▶ [AIM]:
Give the listing again character for character, but drop the images.

▶ [DATA LINES]:
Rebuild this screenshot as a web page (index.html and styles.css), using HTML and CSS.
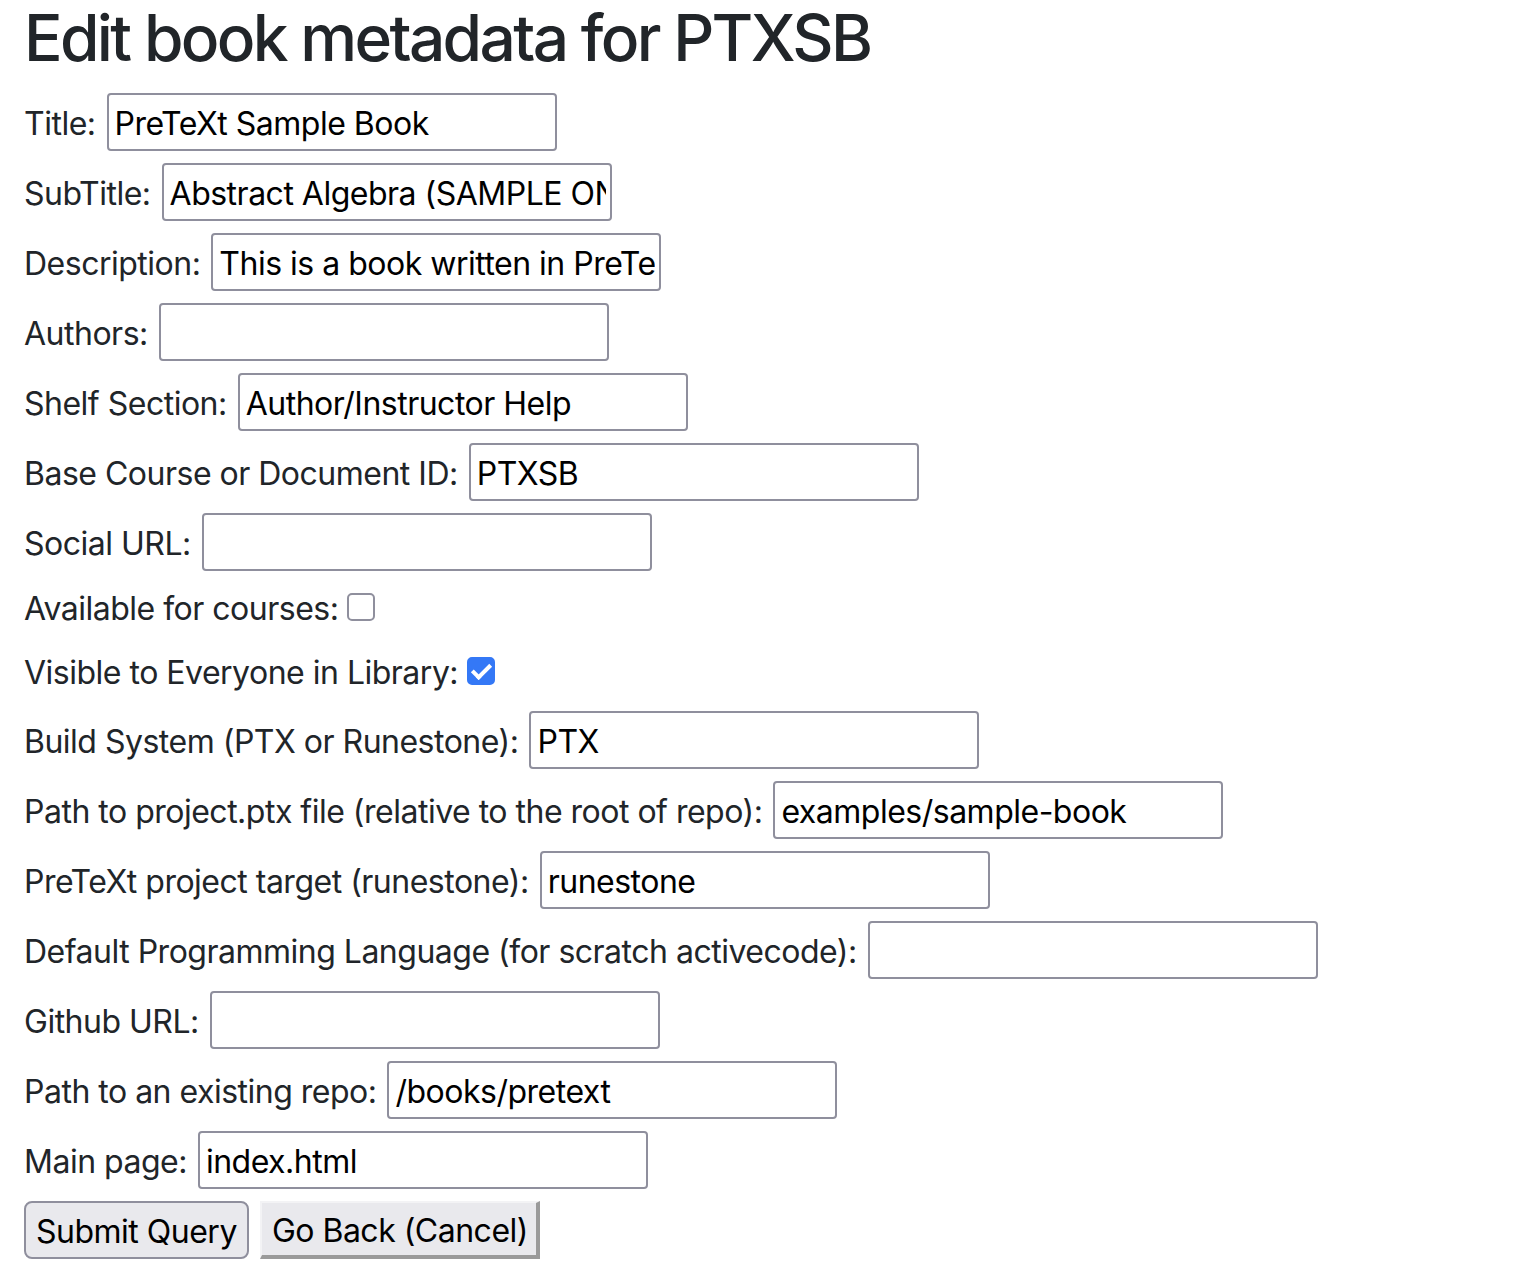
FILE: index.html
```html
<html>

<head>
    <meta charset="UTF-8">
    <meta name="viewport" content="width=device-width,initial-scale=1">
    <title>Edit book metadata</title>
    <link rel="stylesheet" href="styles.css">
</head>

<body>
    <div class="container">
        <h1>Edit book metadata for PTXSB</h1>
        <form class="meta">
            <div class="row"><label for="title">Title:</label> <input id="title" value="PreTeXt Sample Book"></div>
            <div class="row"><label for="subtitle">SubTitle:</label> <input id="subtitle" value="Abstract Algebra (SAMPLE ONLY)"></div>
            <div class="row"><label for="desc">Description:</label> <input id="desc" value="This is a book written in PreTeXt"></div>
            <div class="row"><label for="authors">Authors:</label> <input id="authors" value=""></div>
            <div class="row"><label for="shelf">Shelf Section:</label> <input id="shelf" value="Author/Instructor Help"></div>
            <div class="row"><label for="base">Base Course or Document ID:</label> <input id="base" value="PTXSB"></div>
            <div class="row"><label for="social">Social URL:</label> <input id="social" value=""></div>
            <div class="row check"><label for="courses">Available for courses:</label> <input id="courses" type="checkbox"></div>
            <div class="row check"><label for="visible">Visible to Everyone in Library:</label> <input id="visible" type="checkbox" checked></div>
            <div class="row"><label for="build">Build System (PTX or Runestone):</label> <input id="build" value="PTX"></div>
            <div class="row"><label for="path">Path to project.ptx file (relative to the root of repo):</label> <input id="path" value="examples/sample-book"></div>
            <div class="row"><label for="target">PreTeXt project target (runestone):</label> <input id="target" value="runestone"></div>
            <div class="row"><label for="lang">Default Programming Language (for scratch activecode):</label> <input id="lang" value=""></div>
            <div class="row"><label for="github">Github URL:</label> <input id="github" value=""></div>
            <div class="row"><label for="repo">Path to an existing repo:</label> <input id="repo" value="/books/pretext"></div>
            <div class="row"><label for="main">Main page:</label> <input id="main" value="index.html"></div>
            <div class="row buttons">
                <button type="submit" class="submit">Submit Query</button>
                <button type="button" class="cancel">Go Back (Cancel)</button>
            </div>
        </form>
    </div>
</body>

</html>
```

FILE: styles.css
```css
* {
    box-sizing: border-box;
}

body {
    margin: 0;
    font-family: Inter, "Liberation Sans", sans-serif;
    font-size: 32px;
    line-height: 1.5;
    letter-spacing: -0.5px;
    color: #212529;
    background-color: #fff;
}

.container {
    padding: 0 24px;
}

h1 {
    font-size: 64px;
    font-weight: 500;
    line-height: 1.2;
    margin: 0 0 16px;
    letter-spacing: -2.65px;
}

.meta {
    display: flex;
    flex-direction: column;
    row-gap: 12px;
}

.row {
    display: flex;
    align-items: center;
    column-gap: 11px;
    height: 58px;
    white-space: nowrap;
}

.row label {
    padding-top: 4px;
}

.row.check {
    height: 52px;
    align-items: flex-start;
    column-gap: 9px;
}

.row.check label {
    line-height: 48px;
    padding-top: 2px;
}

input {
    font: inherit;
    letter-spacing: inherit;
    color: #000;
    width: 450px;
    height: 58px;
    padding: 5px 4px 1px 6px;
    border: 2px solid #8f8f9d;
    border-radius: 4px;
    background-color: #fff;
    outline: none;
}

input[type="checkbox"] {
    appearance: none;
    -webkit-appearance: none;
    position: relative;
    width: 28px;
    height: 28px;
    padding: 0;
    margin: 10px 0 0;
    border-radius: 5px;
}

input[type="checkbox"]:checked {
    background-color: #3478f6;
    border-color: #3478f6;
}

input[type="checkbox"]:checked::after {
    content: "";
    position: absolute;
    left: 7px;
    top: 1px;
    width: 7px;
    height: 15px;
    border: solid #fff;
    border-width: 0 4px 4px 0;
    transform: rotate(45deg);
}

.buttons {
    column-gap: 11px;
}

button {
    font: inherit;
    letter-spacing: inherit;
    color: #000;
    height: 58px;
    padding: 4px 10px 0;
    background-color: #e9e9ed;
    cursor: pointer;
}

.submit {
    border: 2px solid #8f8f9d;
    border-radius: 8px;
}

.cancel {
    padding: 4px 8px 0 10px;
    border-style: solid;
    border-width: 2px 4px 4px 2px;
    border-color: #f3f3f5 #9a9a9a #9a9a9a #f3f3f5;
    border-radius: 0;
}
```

▶ [THE OUTPUT]:
Rebuild this screenshot as a web page (index.html and styles.css), using HTML and CSS.
FILE: index.html
```html
<html>

<head>
    <meta charset="UTF-8">
    <meta name="viewport" content="width=device-width,initial-scale=1">
    <title>Edit book metadata</title>
    <link rel="stylesheet" href="styles.css">
</head>

<body>
    <div class="container">
        <h1>Edit book metadata for PTXSB</h1>
        <form class="meta">
            <div class="row"><label for="title">Title:</label> <input id="title" value="PreTeXt Sample Book"></div>
            <div class="row"><label for="subtitle">SubTitle:</label> <input id="subtitle" value="Abstract Algebra (SAMPLE ONLY)"></div>
            <div class="row"><label for="desc">Description:</label> <input id="desc" value="This is a book written in PreTeXt"></div>
            <div class="row"><label for="authors">Authors:</label> <input id="authors" value=""></div>
            <div class="row"><label for="shelf">Shelf Section:</label> <input id="shelf" value="Author/Instructor Help"></div>
            <div class="row"><label for="base">Base Course or Document ID:</label> <input id="base" value="PTXSB"></div>
            <div class="row"><label for="social">Social URL:</label> <input id="social" value=""></div>
            <div class="row check"><label for="courses">Available for courses:</label> <input id="courses" type="checkbox"></div>
            <div class="row check"><label for="visible">Visible to Everyone in Library:</label> <input id="visible" type="checkbox" checked></div>
            <div class="row"><label for="build">Build System (PTX or Runestone):</label> <input id="build" value="PTX"></div>
            <div class="row"><label for="path">Path to project.ptx file (relative to the root of repo):</label> <input id="path" value="examples/sample-book"></div>
            <div class="row"><label for="target">PreTeXt project target (runestone):</label> <input id="target" value="runestone"></div>
            <div class="row"><label for="lang">Default Programming Language (for scratch activecode):</label> <input id="lang" value=""></div>
            <div class="row"><label for="github">Github URL:</label> <input id="github" value=""></div>
            <div class="row"><label for="repo">Path to an existing repo:</label> <input id="repo" value="/books/pretext"></div>
            <div class="row"><label for="main">Main page:</label> <input id="main" value="index.html"></div>
            <div class="row buttons">
                <button type="submit" class="submit">Submit Query</button>
                <button type="button" class="cancel">Go Back (Cancel)</button>
            </div>
        </form>
    </div>
</body>

</html>
```

FILE: styles.css
```css
* {
    box-sizing: border-box;
}

body {
    margin: 0;
    font-family: Inter, "Liberation Sans", sans-serif;
    font-size: 32px;
    line-height: 1.5;
    letter-spacing: -0.5px;
    color: #212529;
    background-color: #fff;
}

.container {
    padding: 0 24px;
}

h1 {
    font-size: 64px;
    font-weight: 500;
    line-height: 1.2;
    margin: 0 0 16px;
    letter-spacing: -2.65px;
}

.meta {
    display: flex;
    flex-direction: column;
    row-gap: 12px;
}

.row {
    display: flex;
    align-items: center;
    column-gap: 11px;
    height: 58px;
    white-space: nowrap;
}

.row label {
    padding-top: 4px;
}

.row.check {
    height: 52px;
    align-items: flex-start;
    column-gap: 9px;
}

.row.check label {
    line-height: 48px;
    padding-top: 2px;
}

input {
    font: inherit;
    letter-spacing: inherit;
    color: #000;
    width: 450px;
    height: 58px;
    padding: 5px 4px 1px 6px;
    border: 2px solid #8f8f9d;
    border-radius: 4px;
    background-color: #fff;
    outline: none;
}

input[type="checkbox"] {
    appearance: none;
    -webkit-appearance: none;
    position: relative;
    width: 28px;
    height: 28px;
    padding: 0;
    margin: 10px 0 0;
    border-radius: 5px;
}

input[type="checkbox"]:checked {
    background-color: #3478f6;
    border-color: #3478f6;
}

input[type="checkbox"]:checked::after {
    content: "";
    position: absolute;
    left: 7px;
    top: 1px;
    width: 7px;
    height: 15px;
    border: solid #fff;
    border-width: 0 4px 4px 0;
    transform: rotate(45deg);
}

.buttons {
    column-gap: 11px;
}

button {
    font: inherit;
    letter-spacing: inherit;
    color: #000;
    height: 58px;
    padding: 4px 10px 0;
    background-color: #e9e9ed;
    cursor: pointer;
}

.submit {
    border: 2px solid #8f8f9d;
    border-radius: 8px;
}

.cancel {
    padding: 4px 8px 0 10px;
    border-style: solid;
    border-width: 2px 4px 4px 2px;
    border-color: #f3f3f5 #9a9a9a #9a9a9a #f3f3f5;
    border-radius: 0;
}
```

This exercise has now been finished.